Giving some examples, he said the price of average quality Sindhri mango declined to Rs50 form Rs 60-65 per kg, while banana rate dropped by Rs10 to Rs70-110 per dozen depending on the quality. Peach price fell to Rs120 from Rs130 per kg.

Mr Awan said banana and apple – the most sought-after items – were in short supply due to their off season. Apple is arriving from New Zealand, China and Iran.

He stressed the need for fixing the rate of fruits at the growers’ stage because all fruit rates in the world are released in per kg from big farm houses.

However, the price quoted by the market committee, agriculture marketing wing, is different. It quoted good quality Sindhri mango price at Rs73 per kg which was Rs75 per kg ahead of the boycott. The price of banana fell to Rs90 from Rs110 per dozen, while Garma price plunged to Rs50 from Rs60 per kg. The prices of apple from New Zealand, China and Iran dropped to Rs230, Rs165 and Rs140, respectively, from Rs240, Rs180 and Rs160 per kg.

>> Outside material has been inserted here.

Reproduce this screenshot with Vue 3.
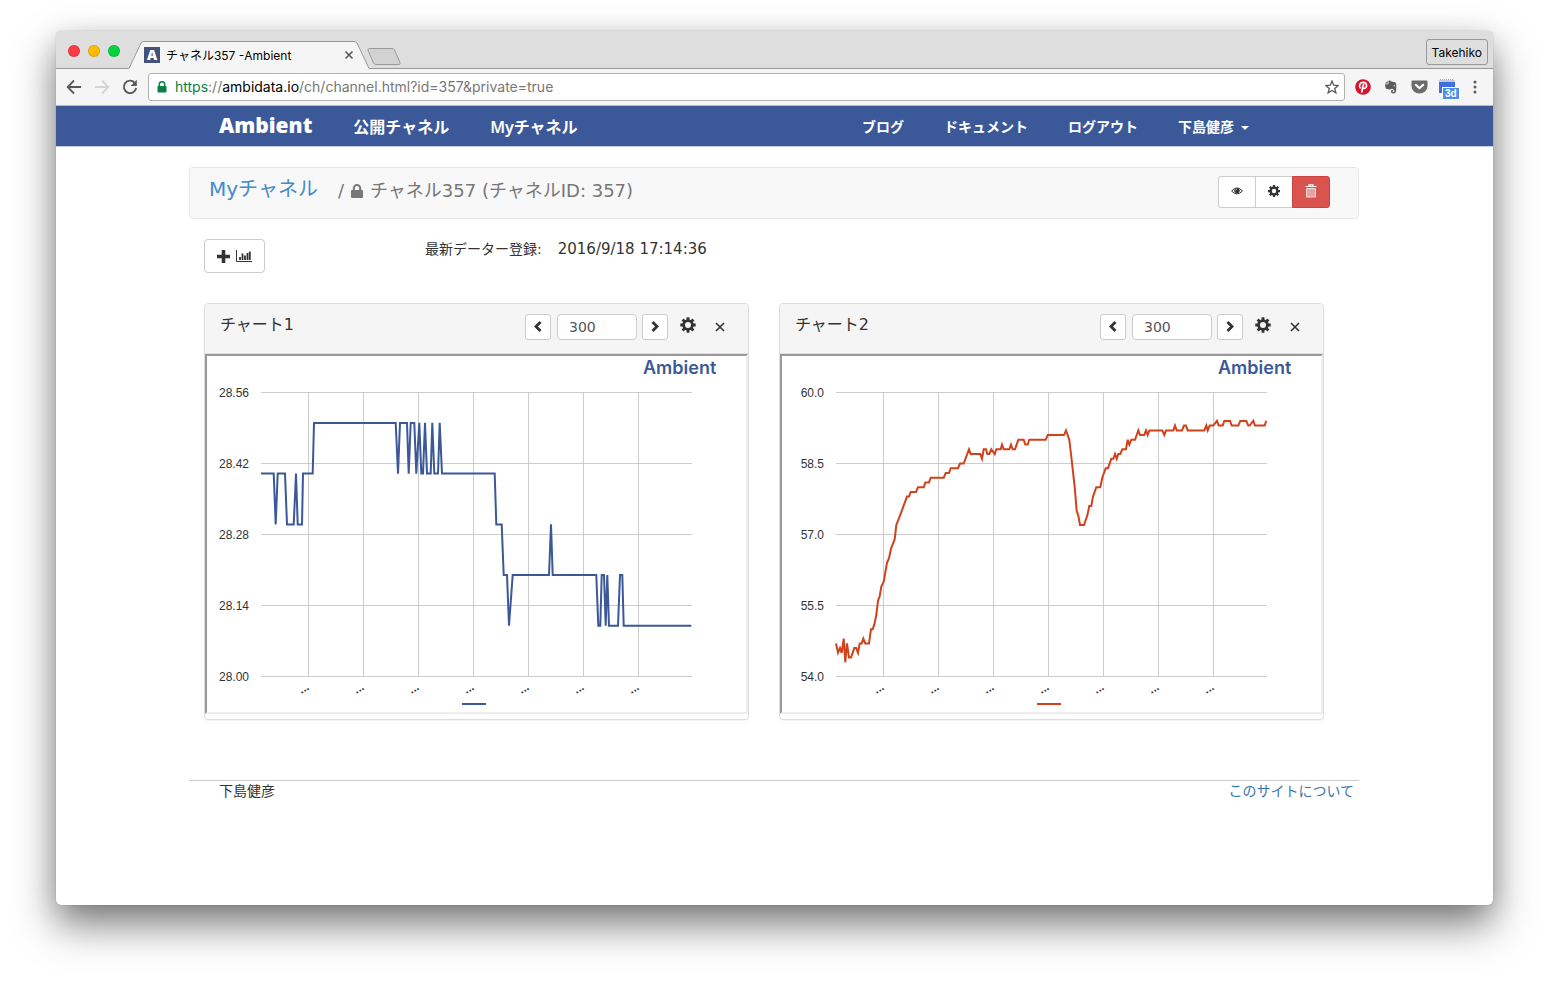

Falahai Anjuman Wholesale Vegetable Market president Haji Shahjehan said the minting of profit by retailers had broken all previous records and the move by civil society and social media activists was a right step to give a lesson to retailers. He said that had the consumers boycotted fruit buying for one complete day, the result would have been much impressive than the current 40-50pc decline in fruit sales and its prices.

He urged the government to set up at least three fair price markets in every district which, according to him, would help curb profiteering to some extent. This will also reduce cost of transportation as new Subzi Mandi is 30km away from the city.

Mr Shahjehan said the provincial agriculture supply and prices department had issued a show-cause notice to Market Committee chairman Ali Ahmed Jokhio on June 1 for failing to perform obligatory duties relating to proper auctions of agriculture produce, fair prices to growers and check on wholesale and retail prices.

Surprisingly, the price checking effort made over the past few years had failed as only 50 to 60 assistant commissioners and mukhtiarkars were assigned the task of checking profiteering.

The failure of the city administration was evident as Karachi Commissioner Aijaz Khan who, instead of initiating a massive crackdown on retailers, came out to support the three-day boycott of expensive fruits.